By 1918, French reserves of military-aged recruits were literally a state secret; there were so few of them still alive. France maintained its 110 divisions in 1918 not by infusing them with new manpower – there was none – but by reducing the number of regiments in a French division from four to three. The British, barely maintaining 62 divisions on the Western Front, planned, in the course of 1918 – had the Americans not appeared – to reduce their divisions to thirty or fewer and essentially to abandon the ground war in Europe.

1918, eventually celebrated as the Allied “Year of Victory,” seemed initially far more promising for the Germans. The French army limped into the year, effectively out of men and in revolt against its officers; British divisions, 25 percent below their normal strength because of the awful casualties of Passchendaele, had not been reinforced. Prime Minister David Lloyd George refused to send replacements to Field Marshal Douglas Haig’s army on the Western Front, so controversial were Haig’s casualties. Lloyd George feared social revolution in Britain if casualties continued to mount, and lamented that Haig “had smothered the army in mud and blood.”

The waning of the French and British in 1917 could not have come at a worse moment, when the Germans had crushed the Russians and Italians and begun deploying 100 fresh divisions to the Western Front for a war-winning offensive in 1918: 3.5 million Germans with absolute artillery superiority against 2.5 million demoralized British and French.

What saved the day? The Americans. The United States declared war on Germany in April 1917, drafted a million-man army (the A.E.F.) in the ensuing months, and deployed it hurriedly to France in the winter of 1917-18. In June 1918, the Germans brushed aside fifty French divisions and plunged as far as the Marne River, just fifty miles from Paris.

Marching up dusty roads past hordes of fleeing French refugees and soldiers—“La guerre est finie!”—the Doughboys and Marines went into action at Château-Thierry and Belleau Wood and stopped the German onslaught on the Marne. With Haig facing defeat in Flanders, actually warning London in April 1918 that the British had their “backs to the wall,” American troops— the manpower equivalent of over 100 French or British divisions—permitted Foch to shift otherwise irreplaceable French troops to the British sector, where a dazed Tommy, sniffing the tang of the sea air over the stink of the battlefield and apprised that Haig had spoken of British backs to the wall, replied, with a glance at the English Channel, “what bloody wall?”

The Americans saved Britain and France in the spring and summer and destroyed the German army in the fall. Most historians argue that the war was won by Marshal Ferdinand Foch’s famous Hundred Days Offensive – a coordinated Anglo-French-American envelopment of the German army on the Western Front – and most emphasize the performance of the British and French and speak of the American battles at Saint-Mihiel and in the Meuse-Argonne as sideshows.

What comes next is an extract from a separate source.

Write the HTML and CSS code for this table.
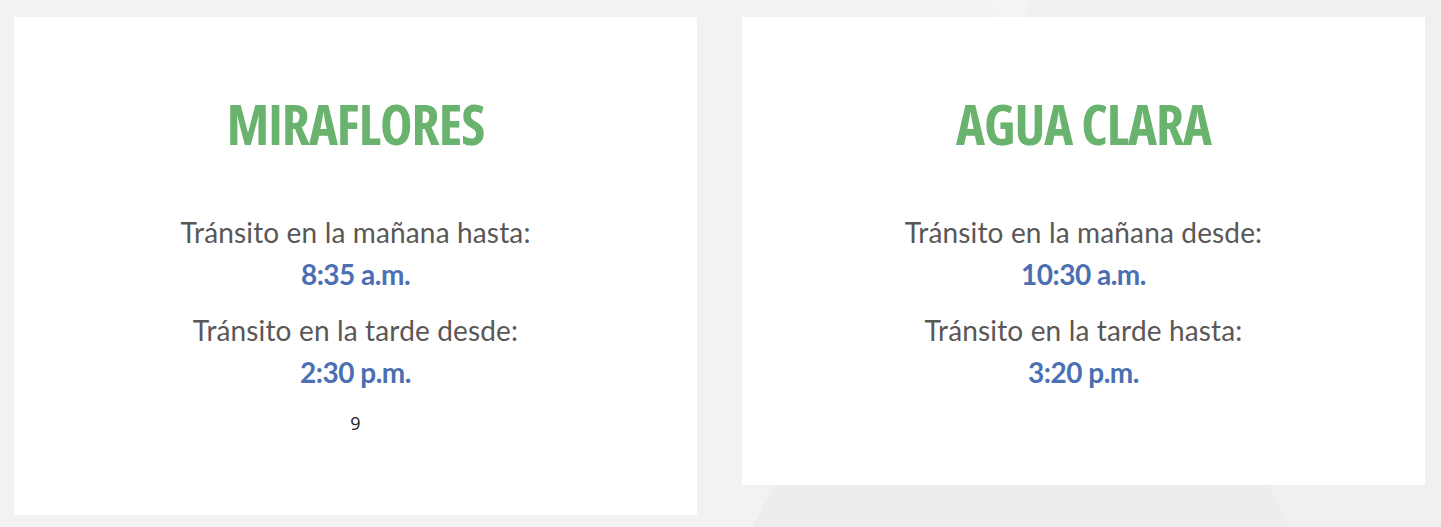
FILE: index.html
```html
<!DOCTYPE html>
<html lang="es">
<head>
<meta charset="utf-8">
<title>Horarios de tránsito</title>
<link rel="stylesheet" href="styles.css">
</head>
<body>
<main class="page">
  <section class="card card--left">
    <h2 class="card__title">MIRAFLORES</h2>
    <p class="info">
      <span class="info__label">Tránsito en la mañana hasta:</span>
      <span class="info__time">8:35 a.m.</span>
    </p>
    <p class="info">
      <span class="info__label">Tránsito en la tarde desde:</span>
      <span class="info__time">2:30 p.m.</span>
    </p>
    <div class="note">9</div>
  </section>
  <section class="card card--right">
    <h2 class="card__title">AGUA CLARA</h2>
    <p class="info">
      <span class="info__label">Tránsito en la mañana desde:</span>
      <span class="info__time">10:30 a.m.</span>
    </p>
    <p class="info">
      <span class="info__label">Tránsito en la tarde hasta:</span>
      <span class="info__time">3:20 p.m.</span>
    </p>
  </section>
</main>
</body>
</html>
```
FILE: styles.css
```css
html, body {
  margin: 0;
  padding: 0;
}

body {
  min-height: 527px;
  font-family: "Lato", "Open Sans", sans-serif;
  background-color: #ededed;
  background-image:
    linear-gradient(118deg, rgba(255,255,255,0.28) 0 60%, rgba(255,255,255,0) 60%),
    linear-gradient(60deg, rgba(255,255,255,0) 0 74%, rgba(255,255,255,0.18) 74% 100%);
}

.page {
  display: flex;
  align-items: flex-start;
  gap: 45px;
  padding: 17px 0 0 14px;
}

.card {
  width: 683px;
  box-sizing: border-box;
  background: #ffffff;
  text-align: center;
  padding: 77px 0 78px;
}

.card__title {
  margin: 0;
  font-family: "Open Sans", sans-serif;
  font-size: 55px;
  line-height: 60px;
  font-weight: 700;
  font-stretch: 75%;
  letter-spacing: -1px;
  color: #69b36e;
}

.card__title + .info {
  margin-top: 57px;
}

.info {
  margin: 0 0 14px;
  font-size: 28px;
  line-height: 42px;
}

.info__label {
  display: block;
  font-weight: 400;
  letter-spacing: 0.15px;
  color: #5a5757;
}

.info__time {
  display: block;
  font-weight: 700;
  letter-spacing: -0.5px;
  color: #4a6fb2;
}

.note {
  padding-top: 3px;
  font-family: "Open Sans", sans-serif;
  font-size: 18px;
  line-height: 27px;
  color: #222222;
}
```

They were anything but. After rousing success in August and September, the British and French offensives had stalled. Haig suffered nearly half a million additional casualties in 1918, and so did the French. They spent their dwindling strength breaching the Hindenburg Line and had little left for the Meuse, Moselle, or Rhine lines, where the Germans would stand fast. Lloyd George’s war cabinet warned Haig that the shrinking army he was conducting slowly eastward was “Britain’s last army,” and it was going fast. As winter approached and the Allies sagged, everything hinged on the pending American thrust northward from Saint-Mihiel and Verdun toward Sedan– aimed at the vital pivot of the whole German position west of the Rhine.

Verdun had always been a thorn in the German side, forcing the German front in France to bend sharply around it—compressing Hindenburg’s vital railways into a narrow space—and offering great opportunities to the Allies, if only they had the manpower, to thrust upward from Verdun to cut the famous four-track railroad line through Sedan and Mézières that conveyed most of the German army’s men, matériel, and supplies.

The American battle in the Meuse-Argonne, from September 26 to November 11, 1918, pierced the most redoubtable section of the Hindenburg Line, reached Sedan on both banks of the Meuse—denying the Germans the river as a defensive shield—and cut the vital four-track railway there, which carried 250 German trains a day. With it, the Germans had moved five divisions every two days to any point on the Western Front; without it, they could barely move a single division in the same span. The American offensive was, a British war correspondent concluded, “the matador’s thrust in the bull-fight.” It cut the German throat.

The Doughboys won the war by trapping the German army in France and Belgium and severing its lifeline. Looking at 1918 in this new way, restoring the enormous impact of the U.S. military to its proper scale and significance, achieves two important things. First, it fundamentally revises the history of the First World War. Second, it brings out the thrilling suspense of 1918, when the fate of the world hung in the balance, and the revivifying power of the Americans saved the Allies, defeated Germany, and established the United States as the greatest of the great powers.